(08-31-2022, 05:10 PM)Kernelpanic Wrote:Quote:As I've tried to explain, quoted character strings can only be accessed via <column>.
That's just wrong! The names in the example are accessed through the row.
Nothing wrong about it, except that it could have been written better. The line you attacked should have read:
Quote:quoted character strings can be directly accessed only via <column>.
Still apples vs oranges. I see where your confusion comes from. I freely admit to being a lousy teacher. I have neither the communication skills nor the patience, so my explanations probably weren't thorough enough.
While your example creates character arrays, you are using string literals as array initializers.
The subject was about how strings were indexed directly by an existing program, NOT about how someone else might use strings in a new program.
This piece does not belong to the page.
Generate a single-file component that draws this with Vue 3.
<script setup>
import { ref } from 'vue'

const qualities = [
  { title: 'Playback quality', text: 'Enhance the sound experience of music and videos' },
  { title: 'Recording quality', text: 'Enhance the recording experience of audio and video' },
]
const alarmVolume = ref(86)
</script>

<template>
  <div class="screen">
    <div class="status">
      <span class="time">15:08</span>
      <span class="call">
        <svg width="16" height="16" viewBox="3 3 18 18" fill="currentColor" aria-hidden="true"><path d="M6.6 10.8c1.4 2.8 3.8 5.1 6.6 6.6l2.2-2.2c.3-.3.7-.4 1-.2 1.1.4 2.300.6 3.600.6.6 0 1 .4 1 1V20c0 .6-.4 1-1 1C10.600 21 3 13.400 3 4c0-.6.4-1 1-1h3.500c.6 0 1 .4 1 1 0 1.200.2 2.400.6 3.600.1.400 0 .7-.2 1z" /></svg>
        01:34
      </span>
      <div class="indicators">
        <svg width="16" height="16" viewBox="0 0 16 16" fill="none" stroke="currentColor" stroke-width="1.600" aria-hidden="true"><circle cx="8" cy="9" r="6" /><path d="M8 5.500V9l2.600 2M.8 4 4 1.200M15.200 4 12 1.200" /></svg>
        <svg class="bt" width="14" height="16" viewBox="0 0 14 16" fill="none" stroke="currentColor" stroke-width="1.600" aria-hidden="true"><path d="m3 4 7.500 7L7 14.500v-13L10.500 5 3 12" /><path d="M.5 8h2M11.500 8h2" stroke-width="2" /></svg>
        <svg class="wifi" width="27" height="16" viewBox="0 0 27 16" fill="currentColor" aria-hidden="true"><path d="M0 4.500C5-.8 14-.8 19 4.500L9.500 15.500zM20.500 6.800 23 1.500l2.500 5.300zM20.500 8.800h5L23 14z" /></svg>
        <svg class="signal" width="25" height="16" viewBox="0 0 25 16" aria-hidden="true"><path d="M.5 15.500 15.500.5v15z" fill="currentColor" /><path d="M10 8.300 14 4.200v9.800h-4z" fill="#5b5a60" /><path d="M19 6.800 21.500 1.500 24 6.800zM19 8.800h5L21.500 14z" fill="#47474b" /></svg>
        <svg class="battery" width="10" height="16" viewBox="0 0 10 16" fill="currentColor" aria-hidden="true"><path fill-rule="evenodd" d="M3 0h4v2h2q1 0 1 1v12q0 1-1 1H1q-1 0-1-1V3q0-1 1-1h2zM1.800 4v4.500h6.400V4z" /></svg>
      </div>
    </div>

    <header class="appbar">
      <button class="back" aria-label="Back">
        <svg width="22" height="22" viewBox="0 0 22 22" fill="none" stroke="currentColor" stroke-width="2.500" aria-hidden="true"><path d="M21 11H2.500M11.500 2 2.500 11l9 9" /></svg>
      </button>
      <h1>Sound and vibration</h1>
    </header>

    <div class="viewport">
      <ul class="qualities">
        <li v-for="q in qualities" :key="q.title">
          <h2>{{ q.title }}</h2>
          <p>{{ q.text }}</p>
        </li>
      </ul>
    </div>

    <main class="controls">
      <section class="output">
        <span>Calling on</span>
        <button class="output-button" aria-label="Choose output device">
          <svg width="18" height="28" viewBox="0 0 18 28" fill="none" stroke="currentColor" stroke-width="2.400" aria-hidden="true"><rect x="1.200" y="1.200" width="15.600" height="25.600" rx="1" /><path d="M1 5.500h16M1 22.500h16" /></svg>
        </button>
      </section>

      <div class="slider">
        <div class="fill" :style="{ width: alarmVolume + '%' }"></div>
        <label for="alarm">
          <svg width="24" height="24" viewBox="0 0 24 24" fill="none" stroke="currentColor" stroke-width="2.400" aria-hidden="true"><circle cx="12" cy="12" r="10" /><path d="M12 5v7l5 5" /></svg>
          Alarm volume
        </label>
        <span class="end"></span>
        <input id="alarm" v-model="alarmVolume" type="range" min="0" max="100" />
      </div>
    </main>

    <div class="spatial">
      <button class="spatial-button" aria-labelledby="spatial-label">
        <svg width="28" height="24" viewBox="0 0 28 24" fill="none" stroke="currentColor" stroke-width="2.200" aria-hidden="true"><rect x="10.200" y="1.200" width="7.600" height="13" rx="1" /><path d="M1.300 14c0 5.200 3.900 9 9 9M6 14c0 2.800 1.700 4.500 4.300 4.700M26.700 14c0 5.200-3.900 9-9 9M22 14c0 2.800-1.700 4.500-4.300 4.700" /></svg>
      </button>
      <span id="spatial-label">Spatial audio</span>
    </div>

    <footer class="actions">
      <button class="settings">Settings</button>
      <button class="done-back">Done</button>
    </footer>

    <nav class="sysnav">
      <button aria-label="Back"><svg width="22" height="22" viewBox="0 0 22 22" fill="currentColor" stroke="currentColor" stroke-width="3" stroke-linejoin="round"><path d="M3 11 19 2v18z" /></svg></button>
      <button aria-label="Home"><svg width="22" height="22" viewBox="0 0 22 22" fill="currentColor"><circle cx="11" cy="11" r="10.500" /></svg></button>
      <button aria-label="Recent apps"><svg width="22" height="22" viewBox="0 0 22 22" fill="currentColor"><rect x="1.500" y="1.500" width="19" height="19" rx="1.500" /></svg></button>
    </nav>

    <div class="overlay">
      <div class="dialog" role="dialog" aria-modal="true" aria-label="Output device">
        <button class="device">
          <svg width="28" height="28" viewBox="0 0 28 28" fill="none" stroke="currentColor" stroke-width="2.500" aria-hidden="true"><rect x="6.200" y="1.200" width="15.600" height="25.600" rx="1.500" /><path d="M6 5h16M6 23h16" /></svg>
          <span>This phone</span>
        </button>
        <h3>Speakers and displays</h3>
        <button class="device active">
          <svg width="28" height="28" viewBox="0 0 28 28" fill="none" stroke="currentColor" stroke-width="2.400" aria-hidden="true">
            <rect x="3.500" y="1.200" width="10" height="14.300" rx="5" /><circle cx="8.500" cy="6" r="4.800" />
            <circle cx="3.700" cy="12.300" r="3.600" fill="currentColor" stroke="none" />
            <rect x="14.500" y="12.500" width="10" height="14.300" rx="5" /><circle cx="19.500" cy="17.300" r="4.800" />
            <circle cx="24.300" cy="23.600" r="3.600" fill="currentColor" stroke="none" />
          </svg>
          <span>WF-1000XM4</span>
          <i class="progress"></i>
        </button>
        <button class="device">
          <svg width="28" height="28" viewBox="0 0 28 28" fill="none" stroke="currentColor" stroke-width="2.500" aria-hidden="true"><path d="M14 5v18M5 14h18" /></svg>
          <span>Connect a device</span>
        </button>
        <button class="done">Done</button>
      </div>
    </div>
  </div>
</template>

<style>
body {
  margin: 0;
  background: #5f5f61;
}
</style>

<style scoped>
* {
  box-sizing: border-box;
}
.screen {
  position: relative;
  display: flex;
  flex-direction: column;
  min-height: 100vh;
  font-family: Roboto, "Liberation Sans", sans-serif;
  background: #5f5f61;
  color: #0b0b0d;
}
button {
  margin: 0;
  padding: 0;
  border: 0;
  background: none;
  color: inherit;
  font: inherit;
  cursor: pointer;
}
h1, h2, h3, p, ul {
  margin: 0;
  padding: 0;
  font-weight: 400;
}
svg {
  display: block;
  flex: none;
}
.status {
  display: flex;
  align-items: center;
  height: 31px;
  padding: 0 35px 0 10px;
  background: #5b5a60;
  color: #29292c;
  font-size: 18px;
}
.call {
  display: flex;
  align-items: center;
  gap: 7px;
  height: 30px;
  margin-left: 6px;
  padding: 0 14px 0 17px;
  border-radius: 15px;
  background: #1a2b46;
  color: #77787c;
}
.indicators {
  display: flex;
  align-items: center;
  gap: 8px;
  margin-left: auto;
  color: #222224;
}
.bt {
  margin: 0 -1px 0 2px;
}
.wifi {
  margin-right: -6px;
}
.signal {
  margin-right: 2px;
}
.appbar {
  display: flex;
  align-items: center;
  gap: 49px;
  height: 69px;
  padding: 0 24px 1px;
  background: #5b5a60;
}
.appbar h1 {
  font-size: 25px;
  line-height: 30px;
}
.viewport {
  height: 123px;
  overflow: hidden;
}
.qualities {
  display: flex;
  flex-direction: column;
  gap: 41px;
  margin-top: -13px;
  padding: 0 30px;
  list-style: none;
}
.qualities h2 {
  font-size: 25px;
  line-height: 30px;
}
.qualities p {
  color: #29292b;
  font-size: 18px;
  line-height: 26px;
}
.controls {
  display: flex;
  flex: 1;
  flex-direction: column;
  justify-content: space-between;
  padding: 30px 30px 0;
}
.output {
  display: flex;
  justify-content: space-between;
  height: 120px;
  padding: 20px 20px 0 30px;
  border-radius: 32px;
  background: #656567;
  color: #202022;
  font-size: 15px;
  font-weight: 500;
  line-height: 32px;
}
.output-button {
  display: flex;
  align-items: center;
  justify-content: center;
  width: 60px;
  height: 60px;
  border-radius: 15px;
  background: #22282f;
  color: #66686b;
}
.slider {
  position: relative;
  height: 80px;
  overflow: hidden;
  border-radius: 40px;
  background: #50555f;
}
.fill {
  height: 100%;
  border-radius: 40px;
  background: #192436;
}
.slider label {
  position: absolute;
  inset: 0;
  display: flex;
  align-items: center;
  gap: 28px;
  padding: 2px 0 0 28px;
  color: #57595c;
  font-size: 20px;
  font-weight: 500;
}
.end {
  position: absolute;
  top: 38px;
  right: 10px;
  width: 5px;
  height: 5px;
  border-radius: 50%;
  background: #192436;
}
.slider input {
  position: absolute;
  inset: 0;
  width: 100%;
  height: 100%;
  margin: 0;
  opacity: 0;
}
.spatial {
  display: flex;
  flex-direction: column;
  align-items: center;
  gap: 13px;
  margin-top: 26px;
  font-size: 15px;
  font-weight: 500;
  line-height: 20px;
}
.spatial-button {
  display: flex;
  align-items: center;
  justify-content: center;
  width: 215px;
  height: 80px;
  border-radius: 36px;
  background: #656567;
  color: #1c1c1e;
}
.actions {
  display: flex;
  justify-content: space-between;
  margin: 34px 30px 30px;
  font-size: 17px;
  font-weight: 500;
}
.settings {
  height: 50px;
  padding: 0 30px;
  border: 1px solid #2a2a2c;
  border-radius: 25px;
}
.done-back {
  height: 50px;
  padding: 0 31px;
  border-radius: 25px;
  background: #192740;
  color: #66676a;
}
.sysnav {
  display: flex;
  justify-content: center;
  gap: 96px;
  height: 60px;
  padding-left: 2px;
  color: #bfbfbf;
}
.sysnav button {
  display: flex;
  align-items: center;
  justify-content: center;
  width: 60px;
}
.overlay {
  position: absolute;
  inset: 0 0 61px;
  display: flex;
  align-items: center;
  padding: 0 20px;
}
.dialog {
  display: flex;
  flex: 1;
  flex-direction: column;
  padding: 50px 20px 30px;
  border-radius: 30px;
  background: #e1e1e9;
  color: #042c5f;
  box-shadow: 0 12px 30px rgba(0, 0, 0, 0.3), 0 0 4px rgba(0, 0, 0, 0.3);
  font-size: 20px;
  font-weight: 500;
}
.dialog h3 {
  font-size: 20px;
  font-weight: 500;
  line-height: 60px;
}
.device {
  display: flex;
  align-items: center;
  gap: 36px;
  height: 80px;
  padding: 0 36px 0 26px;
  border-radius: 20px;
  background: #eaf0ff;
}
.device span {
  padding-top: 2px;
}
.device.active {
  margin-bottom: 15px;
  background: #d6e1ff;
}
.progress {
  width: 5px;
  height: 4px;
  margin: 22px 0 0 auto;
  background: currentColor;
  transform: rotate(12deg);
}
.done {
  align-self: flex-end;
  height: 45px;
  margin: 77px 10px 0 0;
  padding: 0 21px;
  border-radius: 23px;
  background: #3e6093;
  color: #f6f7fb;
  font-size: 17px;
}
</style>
I was explaining how string literals, which the compiler treats as character arrays, may be accessed DIRECTLY as arrays. The subject was NOT about accessing arrays declared by the programmer. While string literals can be used to initialize programmer-defined arrays, that was not the subject.
My posts have not been about alternative ways of accessing string data, because that would confuse things even more. Alternatives would be off-topic. My posts have been STRICTLY about how one particular program was designed to access string data. Period.
This was the subject:
c="this"[3];
/* Nothing wrong with this */
not this:
char s[]="this";
...
c=s[3];
/* This is not the subject under discussion */
( @Spriggsy : I envy you. Enjoy the show!)